Namun situs nuklir tersebut terkubur di bawah gunung dan dilindungi oleh baterai anti-pesawat. Pabrik pengayaan bahan bakar nuklir Fordow diyakini berada di luar batas serangan udara Israel.
Menghentikan operasi Fordow dianggap penting untuk mencegah Iran memperoleh senjata nuklir setelah Badan Tenaga Atom Internasional (IAEA) menemukan lokasi tersebut telah memperkaya uranium hingga 83,7% – mendekati 90% yang dibutuhkan untuk senjata nuklir.
Israel meminta Trump untuk bom penghancur bunker AS, GBU-57 Massive Ordnance Penetrator seberat 30.000 pon, yang menggunakan berat dan kekuatan kinetiknya untuk mencapai target yang terkubur dalam dan kemudian meledak.
Bom ini hanya dapat diluncurkan oleh pesawat pengebom siluman B-2, yang hanya ditemukan di gudang senjata Amerika. Bom ini membawa hulu ledak konvensional, dan diyakini mampu menembus sekitar 200 kaki (61 meter) di bawah permukaan sebelum meledak, dan bom dapat dijatuhkan satu demi satu, yang secara efektif membuat lubang semakin dalam dengan setiap ledakan berikutnya.
Seorang pejabat AS mengatakan kepada Reuters, bahwa pesawat pengebom B-2 terlibat dalam serangan terhadap situs nuklir Iran dan Trump mengatakan kepada Fox News, bahwa enam bom penghancur bunker dijatuhkan di Fordow, sementara 30 rudal Tomahawk ditembakkan ke situs nuklir lainnya termasuk Natanz.
Dilaporkan bahwa ini adalah penggunaan pertama GBU-57 Massive Ordnance Penetrator dalam pertempuran. GBU-57A/B Massive Ordnance Penetrator adalah bom Angkatan Udara A.S., yang dipandu dengan presisi, 30.000 pon. Jauh lebih besar daripada busters bunker penetrasi terdalam yang tersedia sebelumnya.

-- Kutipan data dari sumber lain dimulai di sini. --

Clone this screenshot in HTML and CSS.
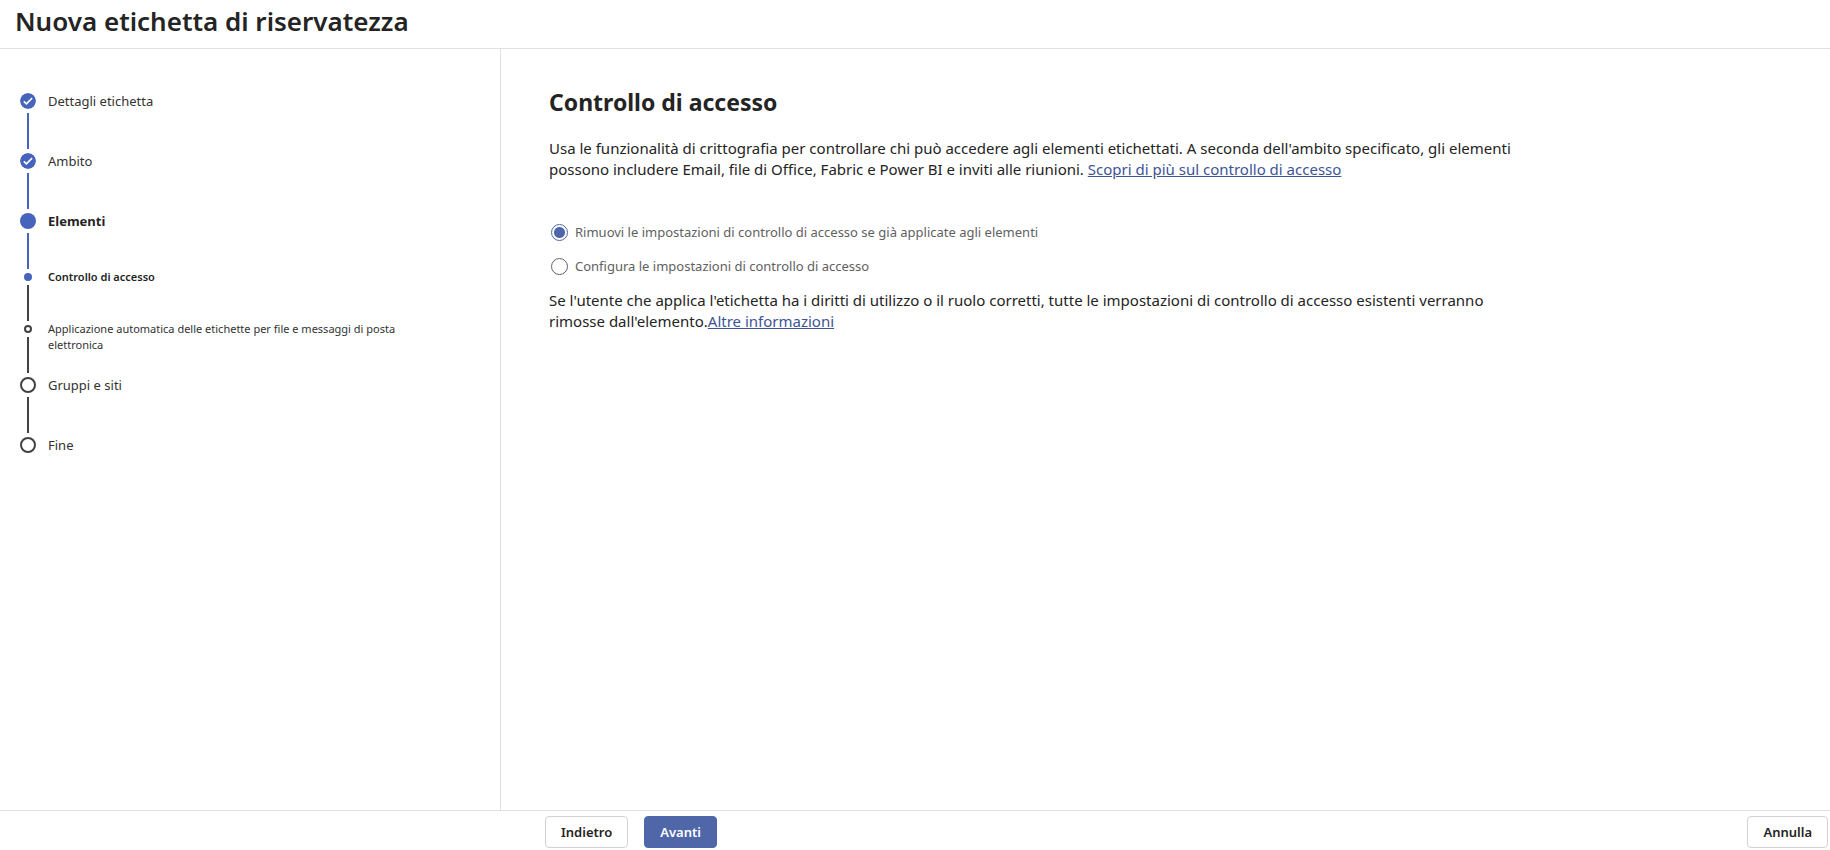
FILE: index.html
```html
<!DOCTYPE html>
<html lang="it">
<head>
    <meta charset="UTF-8">
    <meta name="viewport" content="width=device-width, initial-scale=1.0">
    <title>Nuova etichetta di riservatezza</title>
    <link rel="stylesheet" href="styles.css">
</head>
<body>
    <header>
        <h1>Nuova etichetta di riservatezza</h1>
    </header>

    <div class="wizard">
        <nav class="sidebar">
            <ol class="steps">
                <li class="step done">
                    <div class="track">
                        <svg class="dot" viewBox="0 0 16 16" aria-hidden="true">
                            <circle cx="8" cy="8" r="8" fill="currentColor"/>
                            <path d="M3.8 8.3l2.6 2.5 5.7-5.7" fill="none" stroke="#fff" stroke-width="1.6"/>
                        </svg>
                        <span class="line"></span>
                    </div>
                    <span class="label">Dettagli etichetta</span>
                </li>
                <li class="step done">
                    <div class="track">
                        <svg class="dot" viewBox="0 0 16 16" aria-hidden="true">
                            <circle cx="8" cy="8" r="8" fill="currentColor"/>
                            <path d="M3.8 8.3l2.6 2.5 5.7-5.7" fill="none" stroke="#fff" stroke-width="1.6"/>
                        </svg>
                        <span class="line"></span>
                    </div>
                    <span class="label">Ambito</span>
                </li>
                <li class="step done current">
                    <div class="track">
                        <span class="dot"></span>
                        <span class="line"></span>
                    </div>
                    <span class="label">Elementi</span>
                </li>
                <li class="step sub current" aria-current="step">
                    <div class="track">
                        <span class="dot"></span>
                        <span class="line"></span>
                    </div>
                    <span class="label">Controllo di accesso</span>
                </li>
                <li class="step sub">
                    <div class="track">
                        <span class="dot"></span>
                        <span class="line"></span>
                    </div>
                    <span class="label">Applicazione automatica delle etichette per file e messaggi di posta elettronica</span>
                </li>
                <li class="step">
                    <div class="track">
                        <span class="dot"></span>
                        <span class="line"></span>
                    </div>
                    <span class="label">Gruppi e siti</span>
                </li>
                <li class="step">
                    <div class="track">
                        <span class="dot"></span>
                    </div>
                    <span class="label">Fine</span>
                </li>
            </ol>
        </nav>

        <main>
            <h2>Controllo di accesso</h2>
            <p>Usa le funzionalità di crittografia per controllare chi può accedere agli elementi etichettati. A seconda dell'ambito specificato, gli elementi possono includere Email, file di Office, Fabric e Power BI e inviti alle riunioni. <a href="#">Scopri di più sul controllo di accesso</a></p>

            <div class="options" role="radiogroup" aria-label="Controllo di accesso">
                <div class="option">
                    <input type="radio" name="access" id="remove" checked>
                    <label for="remove">Rimuovi le impostazioni di controllo di accesso se già applicate agli elementi</label>
                </div>
                <div class="option">
                    <input type="radio" name="access" id="configure">
                    <label for="configure">Configura le impostazioni di controllo di accesso</label>
                </div>
            </div>

            <p>Se l'utente che applica l'etichetta ha i diritti di utilizzo o il ruolo corretti, tutte le impostazioni di controllo di accesso esistenti verranno rimosse dall'elemento.<a href="#">Altre informazioni</a></p>
        </main>
    </div>

    <footer>
        <button type="button">Indietro</button>
        <button type="button" class="primary">Avanti</button>
        <button type="button" class="cancel">Annulla</button>
    </footer>
</body>
</html>
```

FILE: styles.css
```css
* {
    box-sizing: border-box;
}
body {
    display: flex;
    flex-direction: column;
    min-height: 100vh;
    margin: 0;
    font-family: "Noto Sans", "Open Sans", sans-serif;
    color: #242424;
    background: #fff;
}
header {
    padding: 3px 15px 9px;
    border-bottom: 1px solid #e0e0e0;
}
h1 {
    margin: 0;
    font-size: 26px;
    font-weight: 600;
    line-height: 36px;
}
.wizard {
    display: flex;
    flex: 1;
}

/* Steps */
.sidebar {
    flex: 0 0 501px;
    padding: 44px 64px 24px 20px;
    border-right: 1px solid #e0e0e0;
}
.steps {
    list-style: none;
    margin: 0;
    padding: 0;
}
.step {
    display: flex;
    gap: 12px;
    color: #424242;
}
.track {
    display: flex;
    flex-direction: column;
    align-items: center;
    flex: 0 0 16px;
    gap: 4px;
    padding-bottom: 4px;
}
.dot {
    width: 16px;
    height: 16px;
    border: 2px solid #424242;
    border-radius: 50%;
}
.line {
    width: 2px;
    height: 36px;
    background: #424242;
}
.label {
    max-width: 376px;
    font-size: 13px;
    line-height: 16px;
    color: #323232;
}
.sub .dot {
    width: 8px;
    height: 8px;
}
.sub .label {
    margin-top: -4px;
    font-size: 11px;
}
.done .dot,
.current .dot {
    border: none;
    color: #4664bc;
}
.current .dot,
.done .line {
    background: #4664bc;
}
.current .label {
    font-weight: 700;
    color: #242424;
}
.sub.current .label {
    font-weight: 600;
}

/* Content */
main {
    flex: 1;
    padding: 37px 48px 24px;
}
h2 {
    margin: 0 0 20px;
    font-size: 23px;
    font-weight: 700;
    line-height: 32px;
}
p {
    max-width: 980px;
    margin: 0;
    font-size: 15px;
    line-height: 21px;
}
a {
    color: #3d5497;
}
.options {
    display: flex;
    flex-direction: column;
    gap: 14px;
    margin: 42px 0 14px;
}
.option {
    display: flex;
    align-items: center;
    gap: 7px;
}
.option label {
    font-size: 13px;
    line-height: 20px;
    color: #616161;
}
.option input {
    appearance: none;
    width: 17px;
    height: 17px;
    margin: 0 0 0 2px;
    border: 1px solid #616161;
    border-radius: 50%;
}
.option input:checked {
    border-color: #4f66a8;
    background: radial-gradient(circle, #4f66a8 5px, transparent 6px);
}

/* Footer */
footer {
    display: flex;
    gap: 16px;
    padding: 5px 2px 2px 545px;
    border-top: 1px solid #e0e0e0;
}
button {
    height: 32px;
    padding: 0 15px;
    border: 1px solid #d1d1d1;
    border-radius: 4px;
    font-family: inherit;
    font-size: 13px;
    font-weight: 600;
    color: #242424;
    background: #fff;
    cursor: pointer;
}
.primary {
    border-color: #4f66a8;
    color: #fff;
    background: #4f66a8;
}
.cancel {
    margin-left: auto;
}
```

Setelah serangan itu, Benjamin Netanyahu memuji langkah Trump. Perdana Menteri Israel itu mengatakan dalam sebuah pidato video, AS “telah melakukan apa yang tidak dapat dilakukan oleh negara lain di Bumi”.

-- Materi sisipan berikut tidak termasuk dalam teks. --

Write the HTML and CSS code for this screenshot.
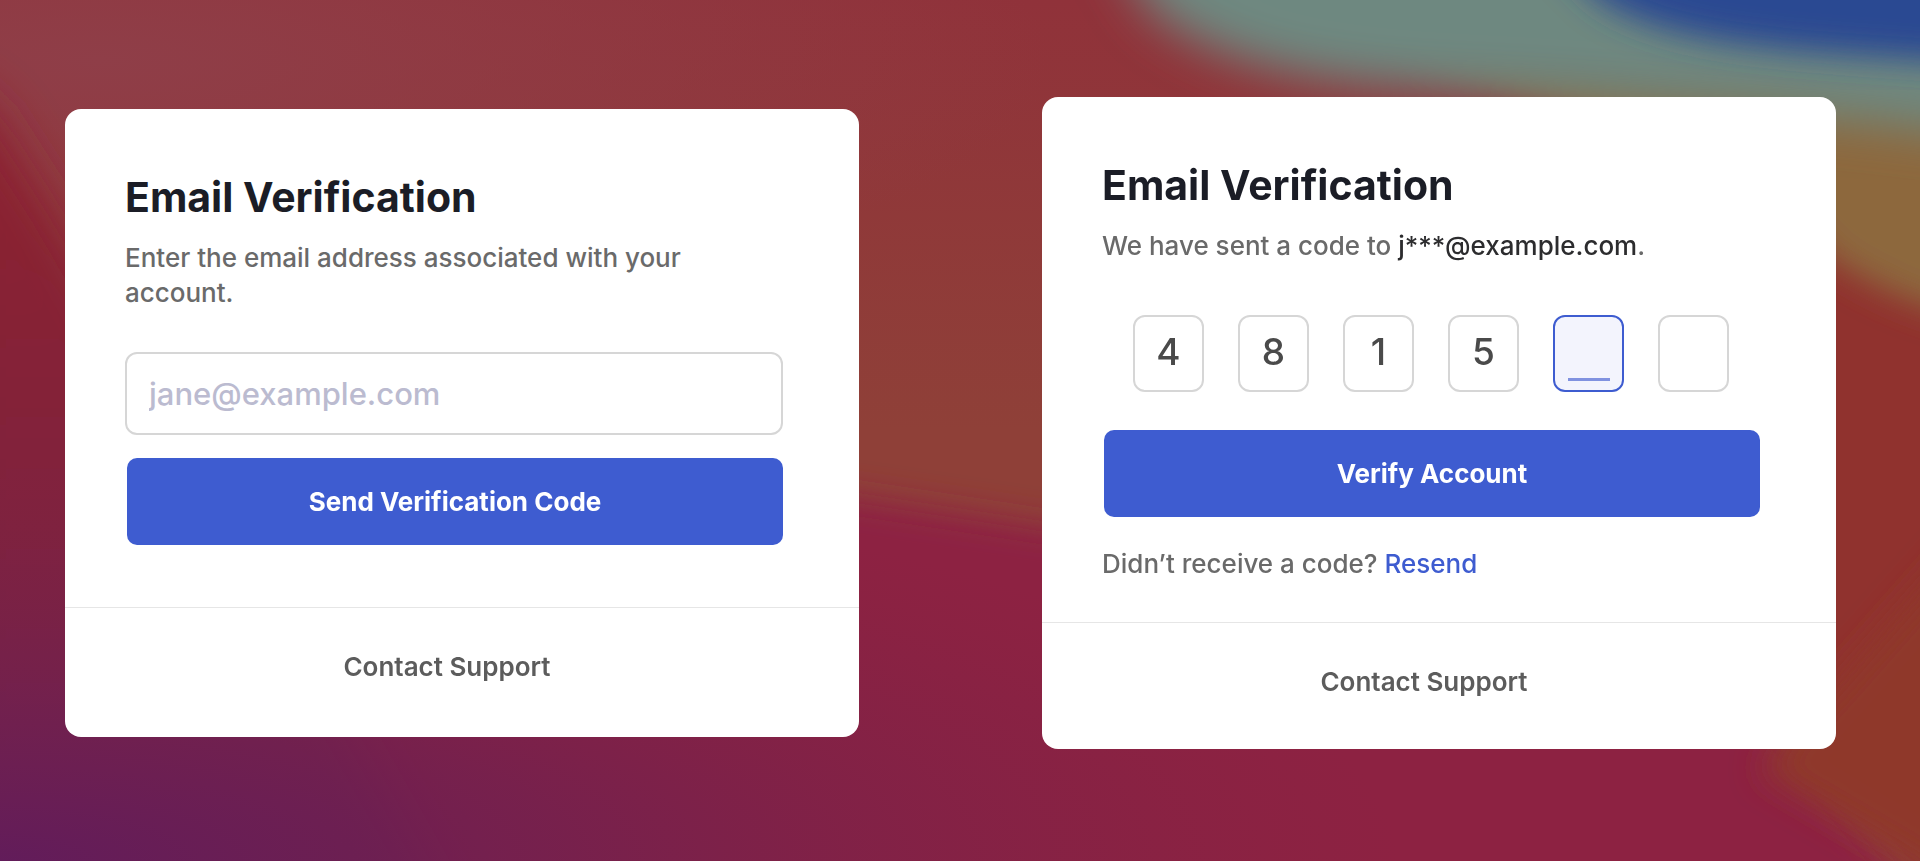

Sebagai balasan, Trump berterima kasih kepada Netanyahu, dengan mengatakan bahwa mereka “bekerja sebagai satu tim yang mungkin belum pernah dilakukan oleh tim mana pun sebelumnya”, dan telah berupaya keras untuk menghapus ancaman mengerikan terhadap Israel.
Sebenarnya Iran telah menegaskan, bahwa program nuklirnya hanya untuk tujuan damai, dan badan intelijen AS sebelumnya telah menilai bahwa Teheran tidak secara aktif sedang mengembangkan bom.
Namun, Trump dan para pemimpin Israel mengklaim bahwa Iran dapat dengan cepat merakit senjata nuklir, yang menjadikannya ancaman yang akan segera terjadi.
Natanz, situs pengayaan utama negara itu, diserang oleh Israel pada awal kampanyenya. Para diplomat yang mengetahui Natanz menggambarkan bahwa pabrik pengayaan bahan bakar bawah tanahnya berada sekitar tiga lantai di bawah tanah.
Sebelumnya Donald Trump menyarankan kepada para pejabat bahwa masuk akal bagi AS untuk melancarkan serangan terhadap Iran hanya jika bom yang disebut “penghancur bunker” itu dijamin akan menghancurkan fasilitas pengayaan uranium penting di Fordow.
Beberapa pejabat pertahanan secara pribadi telah memperingatkan bahwa penggunaan bom konvensional, bahkan sebagai bagian dari paket serangan yang lebih luas dari beberapa GBU-57, tidak akan menembus cukup dalam di bawah tanah dan hanya akan menimbulkan kerusakan yang cukup untuk meruntuhkan terowongan dan menguburnya di bawah reruntuhan.
Mungkinkah konflik berbahaya ini akan memicu eskalasi ketegangan secara lebih meluas ?. Sejumlah negara di dunia mewaspadai potensinya.